--- START ---
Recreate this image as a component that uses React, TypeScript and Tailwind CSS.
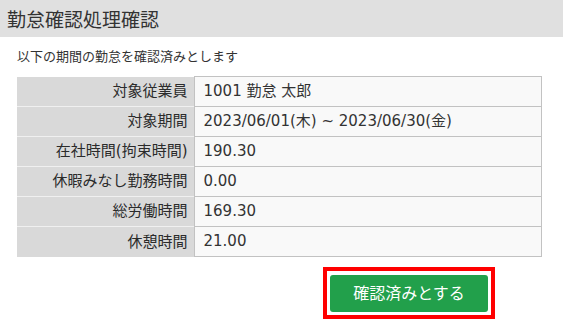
import React from 'react';

const rows: [string, string][] = [
  ['対象従業員', '1001 勤怠 太郎'],
  ['対象期間', '2023/06/01(木) ~ 2023/06/30(金)'],
  ['在社時間(拘束時間)', '190.30'],
  ['休暇みなし勤務時間', '0.00'],
  ['総労働時間', '169.30'],
  ['休憩時間', '21.00'],
];

const App = () => {
  return (
    <div
      className="w-[563px] h-[324px] bg-white text-[#333] overflow-hidden"
      style={{ fontFamily: '"DejaVu Sans", "Noto Sans CJK JP", sans-serif' }}
    >
      <div className="h-[37px] bg-[#e0e0e0] flex items-center px-[7px]">
        <h1 className="text-[19px] leading-none" style={{ fontFamily: '"Noto Sans CJK JP", sans-serif' }}>
          勤怠確認処理確認
        </h1>
      </div>

      <div className="px-[17px] pt-[12px]">
        <p className="text-[13px] leading-[16px] h-[27px]">以下の期間の勤怠を確認済みとします</p>

        <table className="w-[525px] border-collapse">
          <tbody>
            {rows.map(([label, value], i) => (
              <tr key={i} className="h-[30px]">
                <th
                  className={`w-[177px] bg-[#d9d9d9] text-right font-normal text-[15px] pr-[6px] text-[#2b2b2b] ${
                    i > 0 ? 'border-t border-[#f0f0f0]' : ''
                  }`}
                >
                  {label}
                </th>
                <td className="bg-[#f9f9f9] border border-[#c2c2c2] text-[15px] pl-[9px]">{value}</td>
              </tr>
            ))}
          </tbody>
        </table>

        <div className="flex mt-[10px] ml-[306px]">
          <div className="border-4 border-[#ff0000] p-[3px] pt-[4px]">
            <button className="w-[158px] h-[37px] rounded-[3px] bg-[#22a04b] text-white text-[16px] leading-none">
              確認済みとする
            </button>
          </div>
        </div>
      </div>
    </div>
  );
};

export default App;
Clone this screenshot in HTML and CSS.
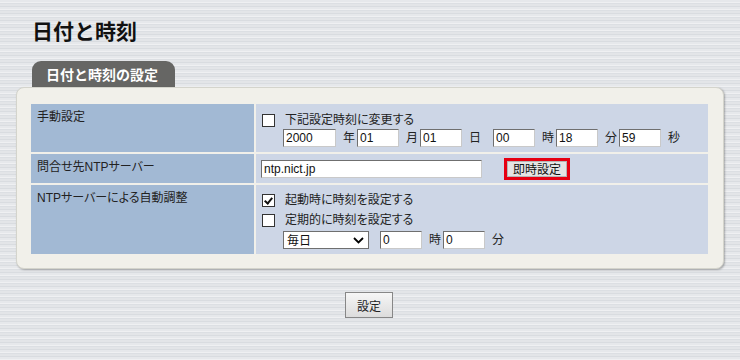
--- END ---
* **AIM**:
Reproduce every line exactly and omit all pictures.

* **EXPECTED ANSWER**:
Recreate this image as a component that uses React, TypeScript and Tailwind CSS.
import React from 'react';

const rows: [string, string][] = [
  ['対象従業員', '1001 勤怠 太郎'],
  ['対象期間', '2023/06/01(木) ~ 2023/06/30(金)'],
  ['在社時間(拘束時間)', '190.30'],
  ['休暇みなし勤務時間', '0.00'],
  ['総労働時間', '169.30'],
  ['休憩時間', '21.00'],
];

const App = () => {
  return (
    <div
      className="w-[563px] h-[324px] bg-white text-[#333] overflow-hidden"
      style={{ fontFamily: '"DejaVu Sans", "Noto Sans CJK JP", sans-serif' }}
    >
      <div className="h-[37px] bg-[#e0e0e0] flex items-center px-[7px]">
        <h1 className="text-[19px] leading-none" style={{ fontFamily: '"Noto Sans CJK JP", sans-serif' }}>
          勤怠確認処理確認
        </h1>
      </div>

      <div className="px-[17px] pt-[12px]">
        <p className="text-[13px] leading-[16px] h-[27px]">以下の期間の勤怠を確認済みとします</p>

        <table className="w-[525px] border-collapse">
          <tbody>
            {rows.map(([label, value], i) => (
              <tr key={i} className="h-[30px]">
                <th
                  className={`w-[177px] bg-[#d9d9d9] text-right font-normal text-[15px] pr-[6px] text-[#2b2b2b] ${
                    i > 0 ? 'border-t border-[#f0f0f0]' : ''
                  }`}
                >
                  {label}
                </th>
                <td className="bg-[#f9f9f9] border border-[#c2c2c2] text-[15px] pl-[9px]">{value}</td>
              </tr>
            ))}
          </tbody>
        </table>

        <div className="flex mt-[10px] ml-[306px]">
          <div className="border-4 border-[#ff0000] p-[3px] pt-[4px]">
            <button className="w-[158px] h-[37px] rounded-[3px] bg-[#22a04b] text-white text-[16px] leading-none">
              確認済みとする
            </button>
          </div>
        </div>
      </div>
    </div>
  );
};

export default App;
Clone this screenshot in HTML and CSS.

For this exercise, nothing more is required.